The Investigation on Colchicine for Acute Pericarditis (ICAP) was a multicenter, double-blind, randomized trial of 240 adult patients with acute pericarditis.28 The primary objective was to evaluate the efficacy and safety of colchicine in treating a first attack of acute pericarditis and preventing recurrences.28 In addition to conventional therapy (aspirin 800 mg or ibuprofen 600 mg q8h × 7-10 days followed by taper over 3-4 weeks), patients were randomly assigned to colchicine (>70 kg: 0.5-1 mg daily × 3 months; ≤70 kg: 0.5 mg daily × 3 months) or placebo.28 When conventional therapy was contraindicated, prednisone (0.2-0.5 mg/kg daily × 2 weeks, followed by taper) was used.28 At 18 months, colchicine significantly reduced the recurrence rate by about 20% compared with conventional therapy alone (16.7% vs. 37.5%, respectively; P <.001), with an NNT of 5.28 Diarrhea was the AE most commonly reported.28

CORP led to the recommendation of colchicine as a first-line agent for the treatment of recurrent pericarditis in the 2004 guidelines of the European Society of Cardiology.14 ICAP also provided conclusive evidence that colchicine was effective for first acute attacks. Both CORP and ICAP had some limitations, including small sample size, which may have limited the detection of rare AEs. Because patients with neoplastic or bacterial pericarditis were excluded from these studies, the results do not apply to these subsets. The optimal duration of colchicine therapy has not been identified, so further clarification is warranted.

Role of the Pharmacist

Pharmacists play a key role within the healthcare system in informing patients, improving their care, and promoting the safe and effective use of medications.
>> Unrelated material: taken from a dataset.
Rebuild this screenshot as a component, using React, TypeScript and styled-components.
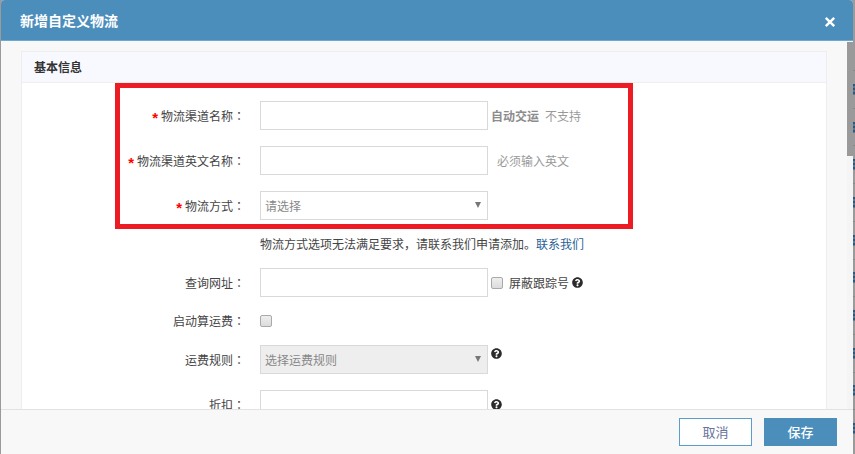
import React from 'react';
import styled, { createGlobalStyle } from 'styled-components';
import { FaQuestionCircle } from 'react-icons/fa';

const blue = '#4b8ebc';

const GlobalStyle = createGlobalStyle`
  * { box-sizing: border-box; }
  body {
    margin: 0;
    background: #9a9a9a;
    color: #333;
    font: 12px/16px "Noto Sans CJK SC", sans-serif;
  }
  button, input, select { font: inherit; border-radius: 0; margin: 0; }
`;

const Page = styled.div`
  position: relative;
  height: 100vh;
  padding: 0 2px 0 1px;
  overflow: hidden;
`;

const Backdrop = styled.div`
  position: absolute;
  inset: 0 0 0 auto;
  width: 2px;
  padding: 70px 0 7px;
  display: flex;
  flex-direction: column;
  overflow: hidden;
`;

const BackdropRow = styled.div`
  flex: 1;
  display: flex;
  align-items: center;
  border-top: 1px solid #878787;
  &::before {
    content: '';
    width: 2px;
    height: 11px;
    background: repeating-linear-gradient(#2f577c 0 2px, #5d7891 2px 4px);
  }
`;

const Dialog = styled.section`
  position: relative;
  height: 100%;
  display: flex;
  flex-direction: column;
  border-radius: 4px 4px 0 0;
  background: #f8f8f8;
  overflow: hidden;
`;

const Header = styled.header`
  display: flex;
  flex: none;
  align-items: center;
  justify-content: space-between;
  height: 41px;
  padding: 0 17px 0 19px;
  background: ${blue};
  border-bottom: 1px solid #6fa8cf;
  color: #fff;
`;

const Title = styled.h1`
  margin: 0;
  font-size: 14px;
  line-height: 20px;
`;

const CloseButton = styled.button`
  display: flex;
  padding: 4px 0 0;
  border: 0;
  background: none;
  color: inherit;
`;

const Body = styled.div`
  display: flex;
  flex: 1;
  min-height: 0;
`;

const Content = styled.div`
  flex: 1;
  padding: 10px 20px;
  overflow-y: auto;
  scrollbar-width: none;
`;

const Scrollbar = styled.div`
  width: 6px;
  padding-top: 1px;
  background: #f5f5f5;
`;

const Thumb = styled.div`
  height: 31%;
  background: #9a9a9a;
`;

const Panel = styled.section`
  border: 1px solid #eee;
  background: #fff;
`;

const PanelTitle = styled.h2`
  margin: 0;
  padding: 7px 12px;
  border-bottom: 1px solid #eee;
  background: #f8f9fe;
  font-size: 12px;
  line-height: 16px;
`;

const Form = styled.form`
  display: flex;
  flex-direction: column;
  gap: 16px;
  padding-bottom: 40px;
`;

const RequiredGroup = styled.div`
  position: relative;
  display: flex;
  flex-direction: column;
  gap: 16px;
  padding-top: 18px;
`;

const Highlight = styled.div`
  position: absolute;
  top: 0;
  bottom: -9px;
  left: 93px;
  width: 518px;
  border: 5px solid #ed1c24;
  pointer-events: none;
`;

const Row = styled.div`
  display: grid;
  grid-template-columns: 223px 1fr;
  column-gap: 15px;
  align-items: center;
`;

const Label = styled.label`
  display: flex;
  align-items: center;
  justify-content: flex-end;
  color: #444;
`;

const Star = styled.span`
  padding: 4px 3px 0 0;
  color: #f00;
  font: bold 15px/16px "Liberation Sans", sans-serif;
`;

const Colon = styled.span`
  font-family: "Noto Sans CJK TC", sans-serif;
`;

const Field = styled.div<{ $gap?: number }>`
  display: flex;
  align-items: center;
  gap: ${p => p.$gap ?? 3}px;
`;

const TextInput = styled.input`
  width: 228px;
  height: 29px;
  padding: 0 5px;
  border: 1px solid #d9d9d9;
  background: #fff;
`;

const SelectBox = styled.div`
  position: relative;
  width: 228px;
  height: 29px;
`;

const Select = styled.select`
  appearance: none;
  width: 100%;
  height: 100%;
  padding: 0 20px 0 4px;
  border: 1px solid #d9d9d9;
  background: #fff;
  color: #888;
  opacity: 1;
  &:disabled { background: #eee; }
`;

const Arrow = styled.svg`
  position: absolute;
  top: 10px;
  right: 7px;
  pointer-events: none;
`;

const Checkbox = styled.input`
  appearance: none;
  width: 12px;
  height: 12px;
  border: 1px solid #a9a9a9;
  border-radius: 2px;
  background: linear-gradient(#eee, #dcdcdc);
`;

const InlineLabel = styled.label`
  display: flex;
  align-items: center;
  gap: 6px;
  color: #444;
`;

const Hint = styled.span`
  color: #999;
`;

const HintTitle = styled.b`
  margin-right: 6px;
  color: #8c8c8c;
`;

const Note = styled.p`
  grid-column: 2;
  margin: 0;
  color: #444;
`;

const Link = styled.a`
  color: #2a5f95;
  text-decoration: none;
`;

const HelpIcon = styled(FaQuestionCircle)<{ $top?: boolean }>`
  align-self: ${p => (p.$top ? 'flex-start' : 'center')};
  margin-top: ${p => (p.$top ? 3 : 0)}px;
  color: #2b2b2b;
`;

const Footer = styled.footer`
  display: flex;
  flex: none;
  justify-content: flex-end;
  gap: 12px;
  padding: 8px 16px;
  border-top: 1px solid #e2e2e2;
  background: #f8f8f8;
`;

const Button = styled.button<{ $primary?: boolean }>`
  width: 73px;
  height: 28px;
  padding: 0;
  border: 1px solid ${p => (p.$primary ? blue : '#5a9fcc')};
  background: ${p => (p.$primary ? blue : '#fff')};
  color: ${p => (p.$primary ? '#fff' : '#68749b')};
  font-size: 13px;
  font-weight: ${p => (p.$primary ? 500 : 400)};
`;

function FieldLabel({ id, text, required }: { id: string; text: string; required?: boolean }) {
  return (
    <Label htmlFor={id}>
      {required && <Star>*</Star>}
      {text}
      <Colon>：</Colon>
    </Label>
  );
}

function Dropdown({ id, text, disabled }: { id: string; text: string; disabled?: boolean }) {
  return (
    <SelectBox>
      <Select id={id} disabled={disabled}>
        <option>{text}</option>
      </Select>
      <Arrow width="6" height="7" viewBox="0 0 6 7" aria-hidden="true">
        <path d="M0 1h6L3 7z" fill="#777" />
      </Arrow>
    </SelectBox>
  );
}

export default function App() {
  return (
    <>
      <GlobalStyle />
      <Page>
        <Backdrop aria-hidden="true">
          {Array.from({ length: 10 }, (_, i) => (
            <BackdropRow key={i} />
          ))}
        </Backdrop>
        <Dialog role="dialog" aria-labelledby="dialog-title">
          <Header>
            <Title id="dialog-title">新增自定义物流</Title>
            <CloseButton type="button" aria-label="关闭">
              <svg width="12" height="12" viewBox="0 0 12 12" fill="none" stroke="currentColor" strokeWidth="2.4">
                <path d="M1.8 1.8l8.4 8.4M10.2 1.8l-8.4 8.4" />
              </svg>
            </CloseButton>
          </Header>
          <Body>
            <Content>
              <Panel>
                <PanelTitle>基本信息</PanelTitle>
                <Form>
                  <RequiredGroup>
                    <Row>
                      <FieldLabel id="name" text="物流渠道名称" required />
                      <Field>
                        <TextInput id="name" />
                        <Hint>
                          <HintTitle>自动交运</HintTitle>不支持
                        </Hint>
                      </Field>
                    </Row>
                    <Row>
                      <FieldLabel id="name-en" text="物流渠道英文名称" required />
                      <Field $gap={9}>
                        <TextInput id="name-en" />
                        <Hint>必须输入英文</Hint>
                      </Field>
                    </Row>
                    <Row>
                      <FieldLabel id="method" text="物流方式" required />
                      <Field>
                        <Dropdown id="method" text="请选择" />
                      </Field>
                    </Row>
                    <Highlight />
                  </RequiredGroup>
                  <Row>
                    <Note>
                      物流方式选项无法满足要求，请联系我们申请添加。<Link href="#contact">联系我们</Link>
                    </Note>
                  </Row>
                  <Row>
                    <FieldLabel id="url" text="查询网址" />
                    <Field>
                      <TextInput id="url" />
                      <InlineLabel>
                        <Checkbox type="checkbox" />
                        屏蔽跟踪号
                      </InlineLabel>
                      <HelpIcon size={11} />
                    </Field>
                  </Row>
                  <Row>
                    <FieldLabel id="freight" text="启动算运费" />
                    <Field>
                      <Checkbox id="freight" type="checkbox" />
                    </Field>
                  </Row>
                  <Row>
                    <FieldLabel id="rule" text="运费规则" />
                    <Field>
                      <Dropdown id="rule" text="选择运费规则" disabled />
                      <HelpIcon size={11} $top />
                    </Field>
                  </Row>
                  <Row>
                    <FieldLabel id="discount" text="折扣" />
                    <Field>
                      <TextInput id="discount" />
                      <HelpIcon size={11} />
                    </Field>
                  </Row>
                </Form>
              </Panel>
            </Content>
            <Scrollbar>
              <Thumb />
            </Scrollbar>
          </Body>
          <Footer>
            <Button type="button">取消</Button>
            <Button type="button" $primary>保存</Button>
          </Footer>
        </Dialog>
      </Page>
    </>
  );
}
Pharmacists can ensure the safe use of agents used to treat acute pericarditis by educating patients about their medications, recommending appropriate therapies and dose adjustments based on renal function and comorbidities, screening for drug-drug and drug-food interactions, and monitoring for AEs. For instance, in patients receiving NSAIDs, pharmacists can take the lead in evaluating patients and considering the addition of misoprostol or proton pump inhibitors for prophylaxis against NSAID-related gastrointestinal complications such as ulcers, especially in high-risk patients.29 In patients in whom glucocorticoid therapy is warranted, pharmacists can recommend appropriate tapering doses and educate patients and providers about possible long-term AEs associated with prolonged use of corticosteroids. In addition, pharmacists should evaluate the need for prevention of glucocorticoid-induced osteoporosis and recommend calcium, vitamin D, and bisphosphonates as indicated.30

In terms of colchicine, it is imperative that appropriate dosages be used in underweight patients and that frequent monitoring of possible colchicine AEs be conducted. Owing to colchicine’s safety profile, even at lower dosages, caution should be exercised in patients with renal or hepatic impairment. Finally, pharmacists should ensure that medication guides are distributed when required (i.e., with NSAIDs and colchicine).

Conclusion

NSAIDs, glucocorticoids, and colchicine have been demonstrated to have clinical benefit in the treatment of pericarditis. Recent studies have provided strong evidence suggesting that colchicine is an effective treatment option for both acute and recurrent pericarditis. Pharmacists can play a vital role in ensuring the safe and effective treatment of acute and recurrent pericarditis.